The accelerated schedule laid out in legislation allowing the county to pursue Community Preservation — Mayor Ben McAdams' approach to resolving decades of local government disputes over unincorporated-area boundaries — doesn't give them time to waste.

By Nov. 4, the day after the election, it should be clear which of the county's six existing townships have voted to become a metro township and which want to become a city.

Either way, county officials have to subdivide the emerging form of government into districts so that a council can be elected in November of 2016 to govern each area thereafter.

A metro township would have five districts, with the five elected council members internally selecting a chairperson to represent the township on the county's new Municipal Services District.

A city would have four districts, with the mayor elected at large and serving as the city's representative on the service district board.

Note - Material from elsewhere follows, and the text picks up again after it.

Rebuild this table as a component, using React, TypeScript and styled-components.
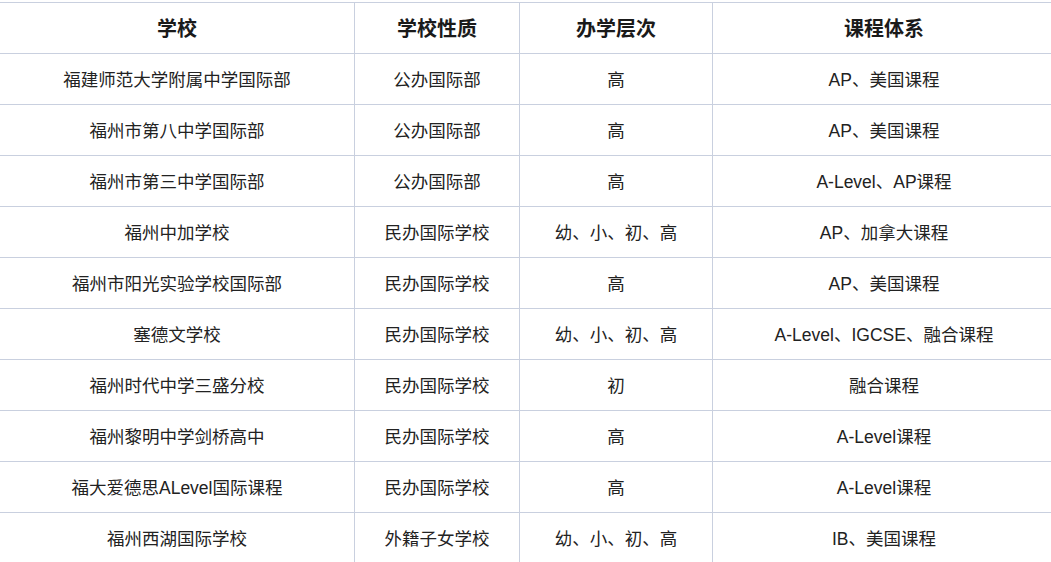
import React from 'react';
import styled, { createGlobalStyle } from 'styled-components';

const GlobalStyle = createGlobalStyle`
  html, body {
    margin: 0;
    padding: 0;
    background: #ffffff;
    overflow: hidden;
  }
  body {
    font-family: "Liberation Sans", "Noto Sans CJK SC", sans-serif;
    color: #222222;
  }
`;

const columns: { title: string; width: number }[] = [
  { title: '学校', width: 355 },
  { title: '学校性质', width: 165 },
  { title: '办学层次', width: 193 },
  { title: '课程体系', width: 343 },
];

const rows: [string, string, string, string][] = [
  ['福建师范大学附属中学国际部', '公办国际部', '高', 'AP、美国课程'],
  ['福州市第八中学国际部', '公办国际部', '高', 'AP、美国课程'],
  ['福州市第三中学国际部', '公办国际部', '高', 'A-Level、AP课程'],
  ['福州中加学校', '民办国际学校', '幼、小、初、高', 'AP、加拿大课程'],
  ['福州市阳光实验学校国际部', '民办国际学校', '高', 'AP、美国课程'],
  ['塞德文学校', '民办国际学校', '幼、小、初、高', 'A-Level、IGCSE、融合课程'],
  ['福州时代中学三盛分校', '民办国际学校', '初', '融合课程'],
  ['福州黎明中学剑桥高中', '民办国际学校', '高', 'A-Level课程'],
  ['福大爱德思ALevel国际课程', '民办国际学校', '高', 'A-Level课程'],
  ['福州西湖国际学校', '外籍子女学校', '幼、小、初、高', 'IB、美国课程'],
];

const Page = styled.div`
  padding-top: 2px;
  margin-left: -1px;
`;

const Table = styled.table`
  border-collapse: collapse;
  table-layout: fixed;
  width: 1056px;
`;

const Col = styled.col<{ $width: number }>`
  width: ${(p) => p.$width}px;
`;

const HeadCell = styled.th`
  height: 48px;
  padding: 0 0 2px;
  border: 1px solid #c9d0df;
  font-size: 20px;
  font-weight: 700;
  text-align: center;
  color: #1a1a1a;
`;

const Cell = styled.td`
  height: 48px;
  padding: 0 0 2px;
  border: 1px solid #c9d0df;
  font-size: 17.5px;
  text-align: center;
  color: #222222;
  white-space: nowrap;
`;

const App = () => {
  return (
    <Page>
      <GlobalStyle />
      <Table>
        <colgroup>
          {columns.map((c) => (
            <Col key={c.title} $width={c.width} />
          ))}
        </colgroup>
        <thead>
          <tr>
            {columns.map((c) => (
              <HeadCell key={c.title}>{c.title}</HeadCell>
            ))}
          </tr>
        </thead>
        <tbody>
          {rows.map((r, i) => (
            <tr key={i}>
              {r.map((c, j) => (
                <Cell key={j}>{c}</Cell>
              ))}
            </tr>
          ))}
        </tbody>
      </Table>
    </Page>
  );
};

export default App;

Since 2016 is a general election year, candidates for a township or city council seat must file for office by March. That means council-district boundaries for Millcreek, Emigration Canyon, White City, Copperton, Kearns and Magna should be set by Feb. 1, said deputy county attorney Gavin Anderson.

That's not much time, he emphasized, securing County Council approval last week to set up a clear-cut process for establishing these new district boundaries.

Council members agreed that laying out their process up front will help preclude accusations of gerrymandering when people in these different communities decide whether to seek council seats — and see who their competition might be.

The county's plan is to have Surveyor Reid Demman and Clerk Sherrie Swensen take the lead in creating maps of equally populated districts, approaching the task much like they have previous redistricting assignments.

Demman and Swensen will be part of a steering committee that would look over the initial work and suggest revisions. This committee will include the three council members whose districts include most of the unincorporated area (Michael Jensen, Sam Granato and Max Burdick) and one of the three at-large council members, Anderson and council attorney Jason Rose, and a representative of the mayor's staff.

After that tweaking, the proposed district boundaries will be taken to the community councils in each township for their input before a final plan comes back to the full County Council for approval.

"It's the communities that are affected and we need to get their input," said Jensen, a Magna resident, expecting greater acceptance if "we go to those community councils and make it more local, say 'this will be your [future], how do you want it set up?' "

In the meantime, county officials also must finish all the legal steps and paperwork needed to create the Municipal Services District, which will provide numerous public works services, from snowplowing to street lighting, as well as planning and zoning staff work.

The people elected in the future metro townships and cities won't take their seats on the municipal services district's governing board until January of 2017, so in the next year it will be administered by McAdams and the County Council.

Their first meeting as a service district board is tentatively set for Tuesday. At that time, they are expected to appoint a chairperson, vice chairperson and clerk and to get the procedural wheels rolling to have the Municipal Services District formally come into existence on Jan. 1, 2016.